The Huskies were surprisingly decent on the ground in the first half with 74 yards on 22 rushes. The Cardinals came into the game allowing 80 yards total and were ranked No.1 in The American against the run. By contrast, UConn was averaging 76 on the ground, last in the conference.
And the Huskies were determined to succeed on the ground to open the game.
Starting at their own 39, the Huskies rushed for 27 yards on five carries. And on that fifth carry and 37th yard, reserve tailback Martin Hyppolite fumbled. B.J. Dubose recovered for Louisville.
The UConn defense, which had done a decent job, especially against the run, came up big and forced the Cardinals to punt – and of course, subsequently, Louisville's defense forced UConn to punt from its own 35, where for the first time this season, a Cole Wagner punt was blocked.

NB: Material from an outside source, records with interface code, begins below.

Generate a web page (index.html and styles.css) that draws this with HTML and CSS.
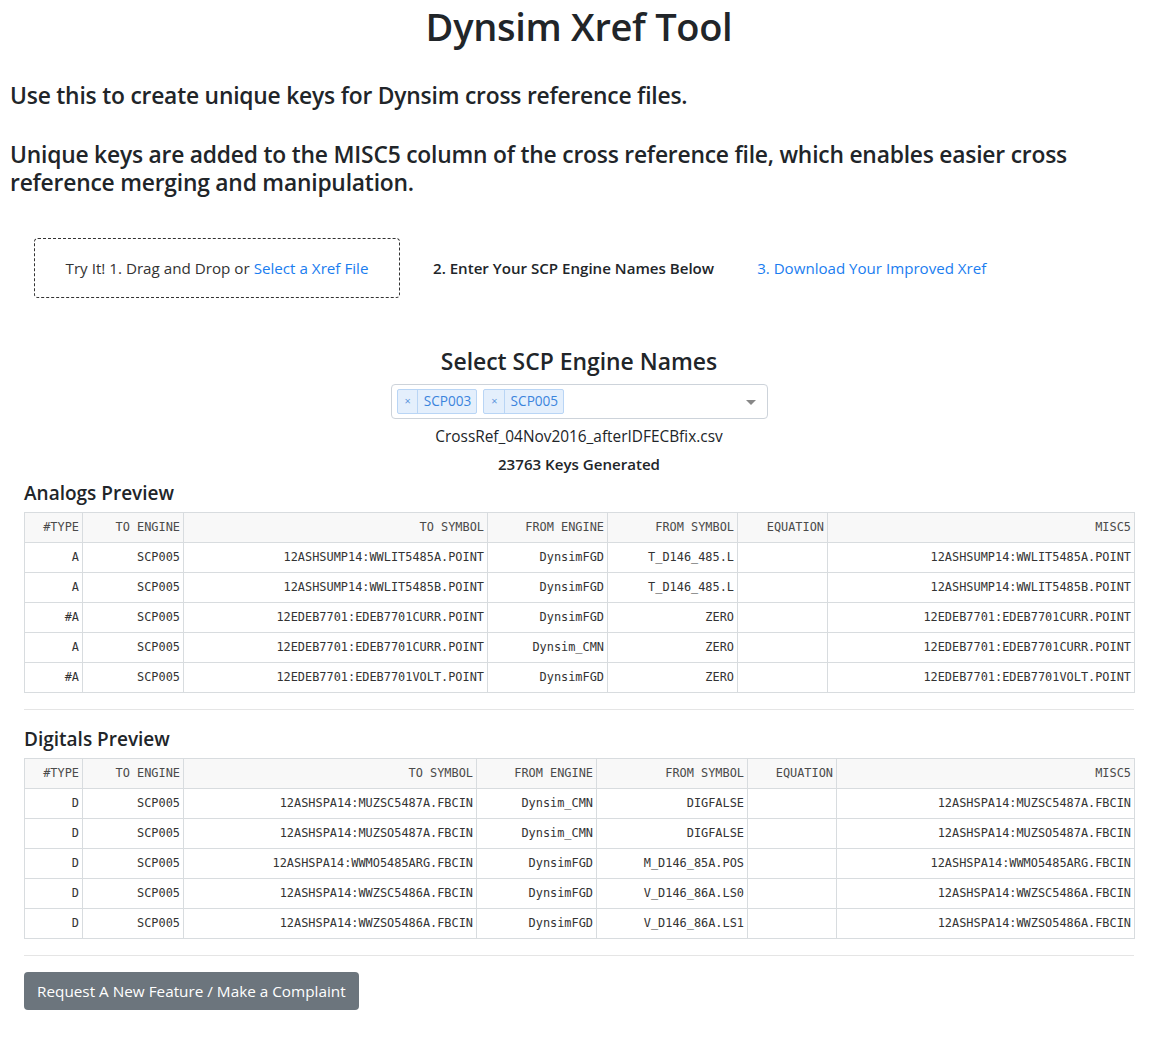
FILE: index.html
```html
<!DOCTYPE html>
<html lang="en">
<head>
<meta charset="utf-8">
<title>Dynsim Xref Tool</title>
<link rel="stylesheet" href="styles.css">
</head>
<body>
<div class="page">
  <h1 class="title">Dynsim Xref Tool</h1>
  <h3 class="lead">Use this to create unique keys for Dynsim cross reference files.</h3>
  <h3 class="lead lead-2">Unique keys are added to the MISC5 column of the cross reference file, which enables easier cross reference merging and manipulation.</h3>

  <div class="steps">
    <div class="dropzone"><span>Try It! 1. Drag and Drop or <a class="link" href="#">Select a Xref File</a></span></div>
    <div class="step-2">2. Enter Your SCP Engine Names Below</div>
    <a class="link step-3" href="#">3. Download Your Improved Xref</a>
  </div>

  <div class="engine">
    <h4 class="engine-title">Select SCP Engine Names</h4>
    <div class="select">
      <span class="tag"><span class="tag-x">×</span><span class="tag-label">SCP003</span></span>
      <span class="tag"><span class="tag-x">×</span><span class="tag-label">SCP005</span></span>
      <span class="select-arrow"></span>
    </div>
    <div class="filename">CrossRef_04Nov2016_afterIDFECBfix.csv</div>
    <div class="keys">23763 Keys Generated</div>
  </div>

  <div class="section section-first">
    <h5 class="section-title">Analogs Preview</h5>
    <table class="grid">
      <colgroup>
        <col class="a1"><col class="a2"><col class="a3"><col class="a4"><col class="a5"><col class="a6"><col class="a7">
      </colgroup>
      <thead>
        <tr><th>#TYPE</th><th>TO ENGINE</th><th>TO SYMBOL</th><th>FROM ENGINE</th><th>FROM SYMBOL</th><th>EQUATION</th><th>MISC5</th></tr>
      </thead>
      <tbody>
        <tr><td>A</td><td>SCP005</td><td>12ASHSUMP14:WWLIT5485A.POINT</td><td>DynsimFGD</td><td>T_D146_485.L</td><td></td><td>12ASHSUMP14:WWLIT5485A.POINT</td></tr>
        <tr><td>A</td><td>SCP005</td><td>12ASHSUMP14:WWLIT5485B.POINT</td><td>DynsimFGD</td><td>T_D146_485.L</td><td></td><td>12ASHSUMP14:WWLIT5485B.POINT</td></tr>
        <tr><td>#A</td><td>SCP005</td><td>12EDEB7701:EDEB7701CURR.POINT</td><td>DynsimFGD</td><td>ZERO</td><td></td><td>12EDEB7701:EDEB7701CURR.POINT</td></tr>
        <tr><td>A</td><td>SCP005</td><td>12EDEB7701:EDEB7701CURR.POINT</td><td>Dynsim_CMN</td><td>ZERO</td><td></td><td>12EDEB7701:EDEB7701CURR.POINT</td></tr>
        <tr><td>#A</td><td>SCP005</td><td>12EDEB7701:EDEB7701VOLT.POINT</td><td>DynsimFGD</td><td>ZERO</td><td></td><td>12EDEB7701:EDEB7701VOLT.POINT</td></tr>
      </tbody>
    </table>
  </div>

  <hr class="rule">

  <div class="section">
    <h5 class="section-title">Digitals Preview</h5>
    <table class="grid">
      <colgroup>
        <col class="d1"><col class="d2"><col class="d3"><col class="d4"><col class="d5"><col class="d6"><col class="d7">
      </colgroup>
      <thead>
        <tr><th>#TYPE</th><th>TO ENGINE</th><th>TO SYMBOL</th><th>FROM ENGINE</th><th>FROM SYMBOL</th><th>EQUATION</th><th>MISC5</th></tr>
      </thead>
      <tbody>
        <tr><td>D</td><td>SCP005</td><td>12ASHSPA14:MUZSC5487A.FBCIN</td><td>Dynsim_CMN</td><td>DIGFALSE</td><td></td><td>12ASHSPA14:MUZSC5487A.FBCIN</td></tr>
        <tr><td>D</td><td>SCP005</td><td>12ASHSPA14:MUZSO5487A.FBCIN</td><td>Dynsim_CMN</td><td>DIGFALSE</td><td></td><td>12ASHSPA14:MUZSO5487A.FBCIN</td></tr>
        <tr><td>D</td><td>SCP005</td><td>12ASHSPA14:WWMO5485ARG.FBCIN</td><td>DynsimFGD</td><td>M_D146_85A.POS</td><td></td><td>12ASHSPA14:WWMO5485ARG.FBCIN</td></tr>
        <tr><td>D</td><td>SCP005</td><td>12ASHSPA14:WWZSC5486A.FBCIN</td><td>DynsimFGD</td><td>V_D146_86A.LS0</td><td></td><td>12ASHSPA14:WWZSC5486A.FBCIN</td></tr>
        <tr><td>D</td><td>SCP005</td><td>12ASHSPA14:WWZSO5486A.FBCIN</td><td>DynsimFGD</td><td>V_D146_86A.LS1</td><td></td><td>12ASHSPA14:WWZSO5486A.FBCIN</td></tr>
      </tbody>
    </table>
  </div>

  <hr class="rule">

  <div class="actions">
    <button class="btn" type="button">Request A New Feature / Make a Complaint</button>
  </div>
</div>
</body>
</html>
```
FILE: styles.css
```css
* { box-sizing: border-box; }

html, body {
  margin: 0;
  padding: 0;
  background: #fff;
}

body {
  font-family: "Open Sans", "Noto Sans", sans-serif;
  color: #212529;
  font-size: 15.2px;
  line-height: 1.5;
}

.page {
  width: 1162px;
  padding: 0 14px 40px 10px;
}

.title {
  margin: 0;
  padding-top: 2px;
  text-align: center;
  font-size: 38px;
  font-weight: 600;
  line-height: 48px;
  letter-spacing: -0.3px;
}

.lead {
  margin: 32px 0 0;
  font-size: 22.8px;
  font-weight: 600;
  line-height: 28px;
  letter-spacing: -0.2px;
}

.lead-2 {
  margin-top: 31px;
  padding-right: 40px;
}

.steps {
  margin-top: 41px;
  margin-left: 24px;
  display: flex;
  align-items: center;
}

.dropzone {
  width: 366px;
  height: 60px;
  border: 1px dashed #333;
  border-radius: 4px;
  display: flex;
  align-items: center;
  justify-content: center;
  font-size: 15.2px;
  color: #333;
}

.link {
  color: #1a7df0;
  text-decoration: none;
}

.step-2 {
  margin-left: 33px;
  font-size: 15.1px;
  font-weight: 600;
}

.step-3 {
  margin-left: 43px;
  font-size: 15.1px;
}

.engine {
  margin-top: 48px;
  display: flex;
  flex-direction: column;
  align-items: center;
}

.engine-title {
  margin: 0;
  font-size: 22.9px;
  font-weight: 600;
  line-height: 32px;
}

.select {
  margin-top: 6px;
  width: 377px;
  height: 35px;
  border: 1px solid #cdd3da;
  border-radius: 4px;
  display: flex;
  align-items: center;
  padding-left: 5px;
  gap: 6px;
  position: relative;
}

.tag {
  display: flex;
  align-items: stretch;
  height: 25px;
  background: #e4effc;
  border: 1px solid #b9d5f5;
  border-radius: 2px;
  color: #3b84dc;
  font-size: 13.6px;
}

.tag-x {
  display: flex;
  align-items: center;
  padding: 0 6px 0 7px;
  border-right: 1px solid #b9d5f5;
  font-size: 11px;
  color: #5f97dc;
}

.tag-label {
  display: flex;
  align-items: center;
  padding: 0 5px 0 6px;
}

.select-arrow {
  position: absolute;
  right: 11px;
  top: 15px;
  width: 0;
  height: 0;
  border-left: 5px solid transparent;
  border-right: 5px solid transparent;
  border-top: 5px solid #888;
}

.filename {
  margin-top: 6px;
  font-size: 15.4px;
  line-height: 24px;
}

.keys {
  margin-top: 3px;
  font-size: 15.1px;
  font-weight: 600;
  line-height: 24px;
}

.section {
  margin-left: 14px;
  margin-right: 14px;
}

.section-first {
  margin-top: 4px;
}

.section-title {
  margin: 0 0 6px;
  font-size: 19px;
  font-weight: 600;
  line-height: 26px;
}

.grid {
  width: 1110px;
  table-layout: fixed;
  border-collapse: collapse;
  font-family: "DejaVu Sans Mono", "Liberation Mono", monospace;
  font-size: 11.9px;
  color: #333;
}

.grid th,
.grid td {
  height: 30px;
  padding: 1px 3px 0 2px;
  text-align: right;
  border: 1px solid #d8dcdf;
  white-space: nowrap;
  overflow: hidden;
  font-weight: normal;
}

.grid th {
  background: #f8f8f8;
  color: #4a4a4a;
}

.a1 { width: 58px; }
.a2 { width: 101px; }
.a3 { width: 304px; }
.a4 { width: 120px; }
.a5 { width: 130px; }
.a6 { width: 90px; }
.a7 { width: 307px; }

.d1 { width: 58px; }
.d2 { width: 101px; }
.d3 { width: 293px; }
.d4 { width: 120px; }
.d5 { width: 151px; }
.d6 { width: 89px; }
.d7 { width: 298px; }

.rule {
  margin: 16px 14px 16px 14px;
  border: 0;
  border-top: 1px solid #e5e5e5;
}

.actions {
  margin-left: 14px;
  margin-top: 16px;
}

.btn {
  height: 38px;
  padding: 0 13px;
  background: #6c757d;
  color: #fff;
  border: 0;
  border-radius: 4px;
  font-family: "Open Sans", "Noto Sans", sans-serif;
  font-size: 15.3px;
}
```
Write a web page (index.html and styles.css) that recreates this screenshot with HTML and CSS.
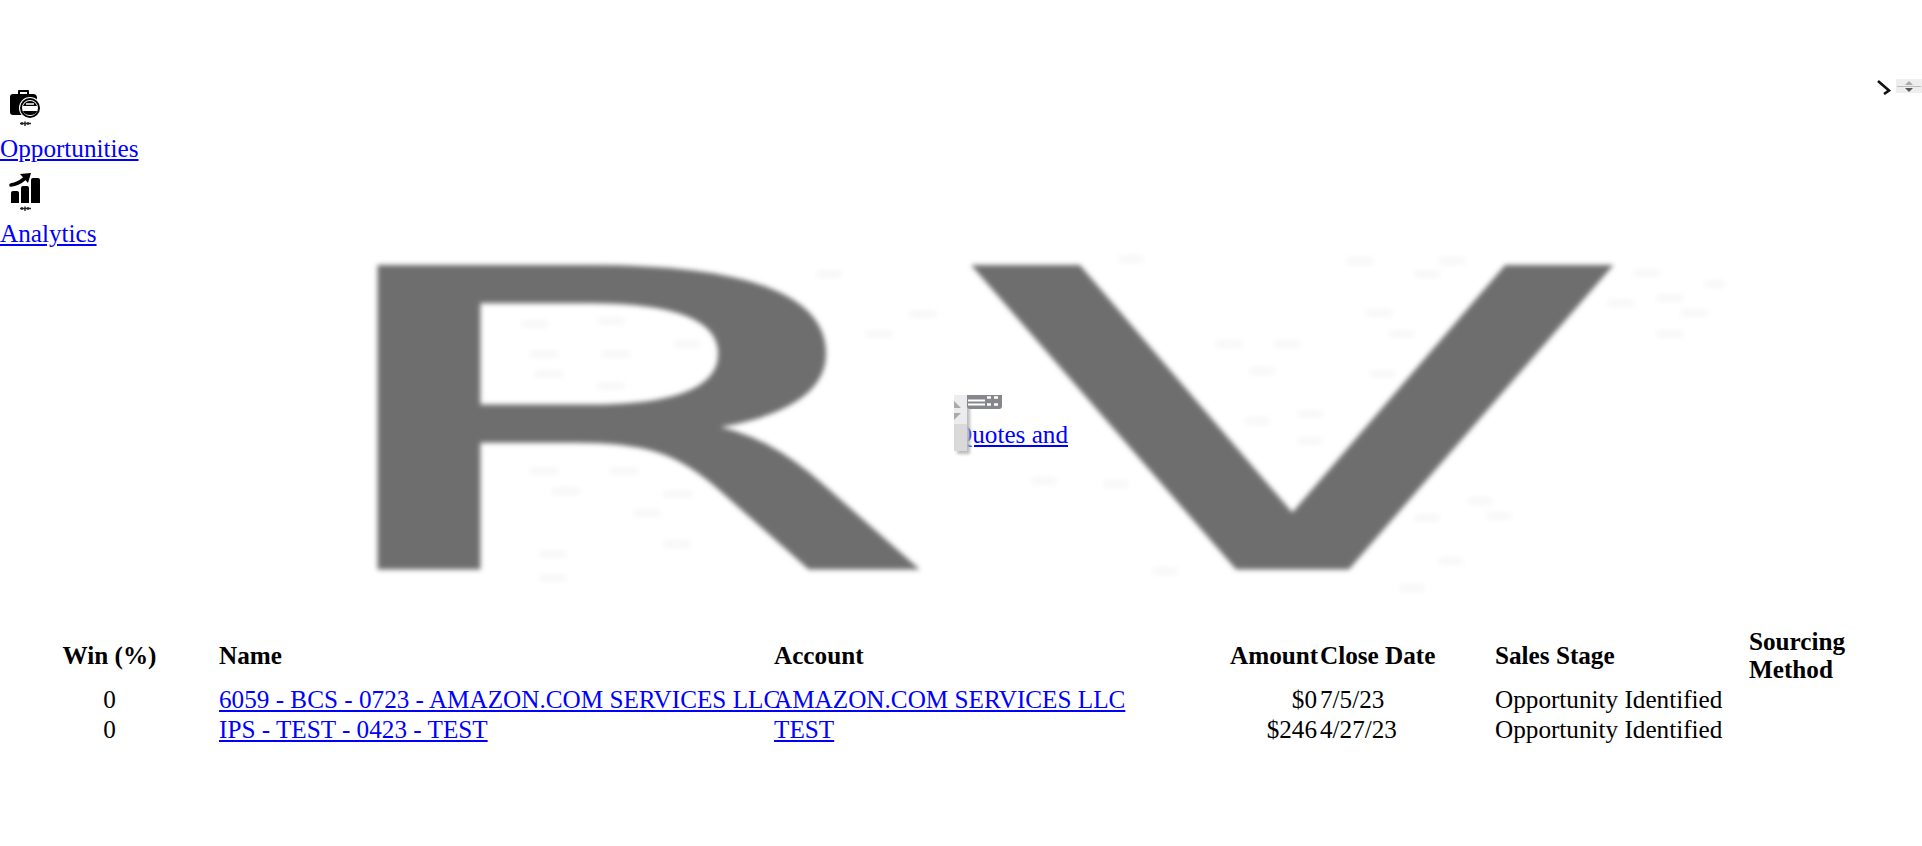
FILE: index.html
```html
<!DOCTYPE html>
<html lang="en">
<head>
    <meta charset="UTF-8">
    <meta name="viewport" content="width=device-width, initial-scale=1.0">
    <title>Opportunities</title>
    <link rel="stylesheet" href="styles.css">
</head>
<body>
    <div class="topbar">
        <svg class="chevron" viewBox="0 0 14 15"><path d="M1 1 L12 10.5 L7 14" fill="none" stroke="#111" stroke-width="2.6"/></svg>
        <div class="spinner">
            <span class="spin-up"></span>
            <span class="spin-line"></span>
            <span class="spin-down"></span>
        </div>
    </div>

    <nav class="side-nav">
        <div class="nav-item">
            <svg class="nav-icon" viewBox="0 0 42 46">
                <path d="M13 7 H18 V4 Q18 3 19 3 H28 Q29 3 29 4 V7 H33 Q37 7 37 11 V26 Q37 28 35 28 H13 Q10 28 10 25 V10 Q10 7 13 7 Z M20 5 V7 H27 V5 Z" fill="#000" fill-rule="evenodd"/>
                <circle cx="30" cy="21" r="11" fill="#fff"/>
                <circle cx="30" cy="21" r="9" fill="none" stroke="#000" stroke-width="2"/>
                <path d="M23 19 Q25 14 30 14 Q35 14 37 19 Z M23 24 H37 Q36 28 30 28 Q24 28 23 24 Z" fill="#000"/>
                <path d="M26 17 H34" stroke="#fff" stroke-width="1.5"/>
                <path class="specks" d="M20 36.5 H31 M22 35 V38 M25 34.5 V39 M28 35 V38" stroke="#222" stroke-width="1.4" fill="none"/>
            </svg>
            <a href="#">Opportunities</a>
        </div>
        <div class="nav-item">
            <svg class="nav-icon" viewBox="0 0 42 46">
                <path d="M11 13 Q18 12 24 7" fill="none" stroke="#000" stroke-width="3.6" stroke-linecap="round"/>
                <path d="M20 2 L31 1 L28 11 Z" fill="#000"/>
                <path d="M13 19 H17 Q19 19 19 21 V31 H11 V21 Q11 19 13 19 Z M23 14 H27 Q29 14 29 16 V31 H21 V16 Q21 14 23 14 Z M33 6 H38 Q40 6 40 8 V31 H31 V8 Q31 6 33 6 Z" fill="#000"/>
                <path class="specks" d="M20 36.5 H31 M22 35 V38 M25 34.5 V39 M28 35 V38" stroke="#222" stroke-width="1.4" fill="none"/>
            </svg>
            <a href="#">Analytics</a>
        </div>
    </nav>

    <div class="logo-area">
        <svg class="logo" viewBox="0 0 1400 350">
            <defs>
                <filter id="soft"><feGaussianBlur stdDeviation="2.8"/></filter>
                <filter id="softer"><feGaussianBlur stdDeviation="3"/></filter>
            </defs>
            <path class="logo-noise" filter="url(#softer)" d="M192 76 h26 M268 73 h26 M200 106 h28 M272 106 h28 M205 126 h28 M268 138 h26 M344 96 h26 M200 223 h28 M280 223 h28 M222 243 h28 M334 246 h28 M304 265 h26 M210 306 h26 M210 330 h26 M334 296 h26 M536 86 h26 M580 66 h26 M487 26 h24 M1017 13 h26 M1109 13 h26 M1085 26 h24 M1303 25 h26 M1375 36 h20 M1278 55 h26 M1327 50 h26 M1351 65 h26 M1327 86 h26 M1036 65 h26 M1060 86 h24 M886 96 h26 M944 96 h26 M920 123 h24 M1041 126 h24 M968 166 h24 M915 173 h24 M968 193 h24 M774 236 h24 M702 233 h24 M1138 253 h24 M1085 270 h24 M1157 268 h24 M1109 313 h24 M823 323 h24 M1070 340 h24 M789 11 h24"/>
            <g filter="url(#soft)">
                <text class="logo-letter" transform="translate(-38 319) scale(2.26 1)">R</text>
                <text class="logo-letter" transform="translate(642 319) scale(2.28 1)">V</text>
            </g>
        </svg>
        <div class="quotes-item">
            <a href="#">Quotes and</a>
            <div class="scroll-stub">
                <span class="tri"></span>
                <span class="tri tri-low"></span>
            </div>
            <svg class="quotes-icon" viewBox="0 0 35 15">
                <path d="M0 0 H35 V11 Q35 14 32 14 H3 Q0 14 0 11 Z" fill="#85878a"/>
                <path d="M1 5.5 H18 M1 9.5 H18" stroke="#fff" stroke-width="2"/>
                <path d="M20 2.5 H24 M27 2.5 H31 M20 9.5 H24 M27 9.5 H31" stroke="#fff" stroke-width="2.6"/>
            </svg>
        </div>
    </div>

    <table class="opps">
        <colgroup>
            <col class="c-win"><col class="c-name"><col class="c-account"><col class="c-amount"><col class="c-date"><col class="c-stage"><col class="c-source">
        </colgroup>
        <thead>
            <tr>
                <th class="center">Win (%)</th>
                <th>Name</th>
                <th>Account</th>
                <th class="right">Amount</th>
                <th>Close Date</th>
                <th>Sales Stage</th>
                <th>Sourcing<br>Method</th>
            </tr>
        </thead>
        <tbody>
            <tr>
                <td class="center">0</td>
                <td><a href="#">6059 - BCS - 0723 - AMAZON.COM SERVICES LLC</a></td>
                <td><a href="#">AMAZON.COM SERVICES LLC</a></td>
                <td class="right">$0</td>
                <td>7/5/23</td>
                <td>Opportunity Identified</td>
                <td></td>
            </tr>
            <tr>
                <td class="center">0</td>
                <td><a href="#">IPS - TEST - 0423 - TEST</a></td>
                <td><a href="#">TEST</a></td>
                <td class="right">$246</td>
                <td>4/27/23</td>
                <td>Opportunity Identified</td>
                <td></td>
            </tr>
        </tbody>
    </table>
</body>
</html>
```

FILE: styles.css
```css
body {
    margin: 0;
    background: #fff;
    color: #000;
    font-family: "Liberation Serif", "Times New Roman", serif;
    font-size: 25.2px;
    overflow: hidden;
}
a {
    color: #00f;
}
.topbar {
    box-sizing: border-box;
    height: 88px;
    padding-top: 79px;
    display: flex;
    justify-content: flex-end;
    align-items: flex-start;
    gap: 5px;
}
.chevron {
    width: 14px;
    height: 15px;
    flex: none;
    margin-top: 1px;
}
.spinner {
    width: 26px;
    height: 14px;
    flex: none;
    background: #eee;
    display: flex;
    flex-direction: column;
    align-items: center;
    justify-content: center;
}
.spin-up {
    border: 4px solid transparent;
    border-top: 0;
    border-bottom: 4px solid #aaa;
}
.spin-down {
    border: 4px solid transparent;
    border-bottom: 0;
    border-top: 4px solid #555;
}
.spin-line {
    width: 24px;
    height: 1px;
    margin: 1px 0;
    background: #bbb;
}
.nav-item {
    display: flex;
    flex-direction: column;
    align-items: flex-start;
}
.nav-item a {
    line-height: 29px;
}
.nav-icon {
    width: 42px;
    height: 46px;
    margin-top: -1px;
    margin-bottom: 1px;
}
.nav-item + .nav-item {
    margin-top: 10px;
}
.logo-area {
    position: relative;
    height: 350px;
}
.logo {
    position: absolute;
    left: 330px;
    top: 0;
    width: 1400px;
    height: 350px;
    overflow: visible;
}
.logo-letter {
    font-family: "DejaVu Sans", sans-serif;
    font-size: 411px;
    fill: #6e6e6e;
    stroke: #6e6e6e;
    stroke-width: 5;
}
.logo-noise {
    stroke: #f3f3f3;
    stroke-width: 5;
    fill: none;
}
.quotes-item {
    position: absolute;
    left: 954px;
    top: 147px;
    width: 120px;
}
.scroll-stub {
    position: absolute;
    left: 0;
    top: 0;
    width: 13px;
    height: 56px;
    background: linear-gradient(#ececec 29px, #d9d9d9 29px);
    box-shadow: 3px 3px 3px #bbb;
}
.tri {
    position: absolute;
    left: 0;
    top: 6px;
    width: 7px;
    height: 7px;
    background: #aaa;
    clip-path: polygon(0 0, 100% 100%, 0 100%);
}
.tri-low {
    top: 18px;
    clip-path: polygon(0 0, 100% 0, 0 100%);
}
.quotes-icon {
    position: absolute;
    left: 13px;
    top: 0;
    width: 35px;
    height: 15px;
}
.quotes-item a {
    position: absolute;
    left: 0;
    top: 25px;
    white-space: nowrap;
    line-height: 29px;
}
.opps {
    table-layout: fixed;
    border-collapse: collapse;
    width: 1922px;
    margin-top: 29px;
}
.c-win { width: 219px; }
.c-name { width: 555px; }
.c-account { width: 456px; }
.c-amount { width: 90px; }
.c-date { width: 175px; }
.c-stage { width: 254px; }
.c-source { width: 173px; }
.opps th {
    text-align: left;
    padding: 1px 0;
    font-weight: bold;
}
.opps td {
    padding: 1px 0;
    white-space: nowrap;
}
.opps .center {
    text-align: center;
}
.opps .right {
    text-align: right;
    padding-right: 3px;
}
```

Lou Gaines picked the ball up and raced in from 7 yards for a 7-0 Louisville lead with 6:23 to go in the first quarter.
"The[blocked] punt gave them momentum [early]," Weist said. "Three plays really in that first half that changed everything for us. The interception on the deep end they took back for a touchdown. We fell down on the crossing route to give them a touchdown. Three plays.
"And they were true to form for what they were as a team. On offense they held the ball 33 minutes. Our defense played a heck of a game. We held them. We stopped them from scoring. When we go three-and-out on offense and we're not productive, we're not effective or efficient and we keep turning the ball over and putting our defense in bad position, bad field position, no defense can really stand up to that."
UConn's best drive, 14 plays, 57 yards resulted in a 35-yard field goal by Chad Christen early in the second quarter to make the score 7-3.
Louisville answered that with a seven-play, 64-yard drive in which Parker was left wide open — another UConn mistake.
Louisville outgained UConn 210-122 in the first half.